No State shall enter into any Treaty, Alliance, or Confederation; grant Letters of Marque and Reprisal; coin Money; emit Bills of Credit; make any Thing but gold and silver Coin a Tender in Payment of Debts; pass any Bill of Attainder, ex post facto Law, or Law impairing the Obligation of Contracts, or grant any Title of Nobility.

We can immediately notice several things: a) it never says gold and silver are "units of account", it just bans states from introducing legal tenders that aren't gold and silver b) it actually contains no limits on the action of the Federal Government. Beyond that, however, the line from "states can only declare gold as legal tender" and "investment in gold can not be taxed" is not at all clear to me. It's like saying "English is an official language of the US government, therefore any university course taught in English should be free". Like what's the fricking connection between the one and the other?! Those are different things!

And BTW it is obvious this section only limits the States and not the Feds because Feds can enter into Treaties and Alliances, or coin money, of course. And when something that is prohibited overall is concerned (like Nobility) it is mentioned twice - once here and once in limitations on Congress.

And ever since we went off the gold standard, or probably when FDR confiscated all the gold, this part of the constitution quietly became obsolete.

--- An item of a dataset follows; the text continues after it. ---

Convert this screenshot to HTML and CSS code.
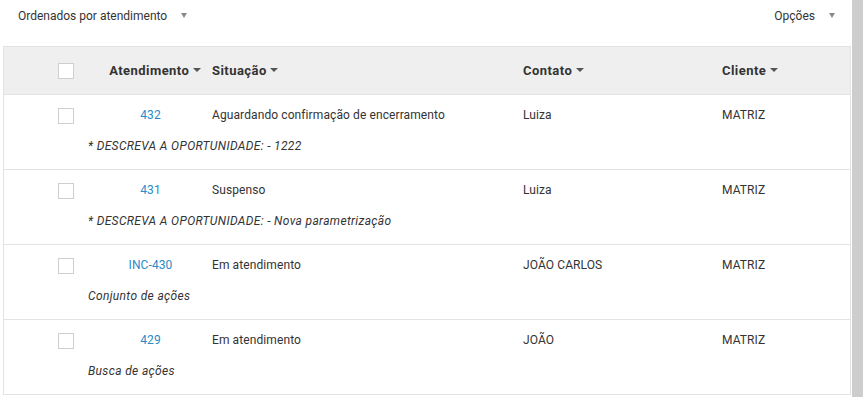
FILE: index.html
```html
<!DOCTYPE html>
<html lang="pt-BR">
<head>
<meta charset="utf-8">
<link rel="stylesheet" href="styles.css">
</head>
<body>
<div class="page">
  <div class="content">
    <div class="toolbar">
      <div class="sort">Ordenados por atendimento <span class="caret"></span></div>
      <div class="options">Opções <span class="caret"></span></div>
    </div>
    <div class="table">
      <div class="row head">
        <div class="c-check"><span class="box"></span></div>
        <div class="c-num">Atendimento <span class="sarrow"></span></div>
        <div class="c-sit">Situação <span class="sarrow"></span></div>
        <div class="c-con">Contato <span class="sarrow"></span></div>
        <div class="c-cli">Cliente <span class="sarrow"></span></div>
      </div>
      <div class="row item">
        <div class="c-check"><span class="box"></span></div>
        <div class="c-num"><a>432</a></div>
        <div class="c-sit">Aguardando confirmação de encerramento</div>
        <div class="c-con">Luiza</div>
        <div class="c-cli">MATRIZ</div>
        <div class="desc">* DESCREVA A OPORTUNIDADE: - 1222</div>
      </div>
      <div class="row item">
        <div class="c-check"><span class="box"></span></div>
        <div class="c-num"><a>431</a></div>
        <div class="c-sit">Suspenso</div>
        <div class="c-con">Luiza</div>
        <div class="c-cli">MATRIZ</div>
        <div class="desc">* DESCREVA A OPORTUNIDADE: - Nova parametrização</div>
      </div>
      <div class="row item">
        <div class="c-check"><span class="box"></span></div>
        <div class="c-num"><a>INC-430</a></div>
        <div class="c-sit">Em atendimento</div>
        <div class="c-con">JOÃO CARLOS</div>
        <div class="c-cli">MATRIZ</div>
        <div class="desc">Conjunto de ações</div>
      </div>
      <div class="row item">
        <div class="c-check"><span class="box"></span></div>
        <div class="c-num"><a>429</a></div>
        <div class="c-sit">Em atendimento</div>
        <div class="c-con">JOÃO</div>
        <div class="c-cli">MATRIZ</div>
        <div class="desc">Busca de ações</div>
      </div>
    </div>
  </div>
  <div class="scrollbar"></div>
</div>
</body>
</html>
```

FILE: styles.css
```css
html, body {
  margin: 0;
  padding: 0;
  background: #fff;
}
body {
  font-family: Roboto, "Liberation Sans", sans-serif;
  font-size: 12px;
  color: #333;
  overflow: hidden;
}
.page {
  display: flex;
  width: 863px;
  height: 397px;
}
.content {
  width: 848px;
  margin-left: 3px;
}
.scrollbar {
  width: 11px;
  margin-left: 1px;
  background: #cdcdcd;
}
.toolbar {
  height: 46px;
  display: flex;
  justify-content: space-between;
  font-size: 12px;
  color: #333;
}
.sort {
  padding: 9px 0 0 15px;
}
.options {
  padding: 9px 16px 0 0;
}
.caret {
  display: inline-block;
  width: 0;
  height: 0;
  border-left: 3px solid transparent;
  border-right: 3px solid transparent;
  border-top: 5px solid #8a8a8a;
  margin-left: 11px;
  vertical-align: 2px;
}
.table {
  border: 1px solid #e3e3e3;
  border-bottom: none;
}
.row {
  display: grid;
  grid-template-columns: 96px 101px 322px 199px 1fr;
  border-bottom: 1px solid #e3e3e3;
}
.head {
  height: 47px;
  background: #efefef;
  align-items: center;
  font-weight: bold;
  font-size: 13px;
  letter-spacing: 0.45px;
  color: #333;
}
.item {
  height: 74px;
  grid-template-rows: 40px 1fr;
  letter-spacing: 0.1px;
}
.c-check {
  padding-left: 54px;
  display: flex;
  align-items: center;
}
.box {
  display: block;
  width: 14px;
  height: 14px;
  border: 1px solid #cfcfcf;
  background: #fff;
}
.c-num {
  text-align: center;
}
.head .c-num {
  text-align: right;
}
.c-sit {
  padding-left: 11px;
}
.item > div:not(.desc) {
  padding-top: 13px;
}
.item .c-check {
  align-self: start;
  padding-top: 12px;
}
a {
  color: #2a8bc6;
}
.desc {
  grid-column: 1 / -1;
  padding-left: 84px;
  font-style: italic;
  letter-spacing: 0.35px;
  padding-top: 4px;
}
.sarrow {
  display: inline-block;
  width: 0;
  height: 0;
  border-left: 4px solid transparent;
  border-right: 4px solid transparent;
  border-top: 4px solid #555;
  vertical-align: 3px;
  margin-left: 0;
}
```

But it did not. States still didn't make anything to be legal tender. Federal government made the paper dollar legal tender, but the Constitution contains no limitations on the action of the Feds in that regard. You may argue that was a stupid move economically or abhorrent morally (I agree gold confiscation definitely was), but there's nothing the Constitution can help you with here. And not by omission - there's a big part that contains things that the Congress can't do - just making paper money legal tender is not in the list.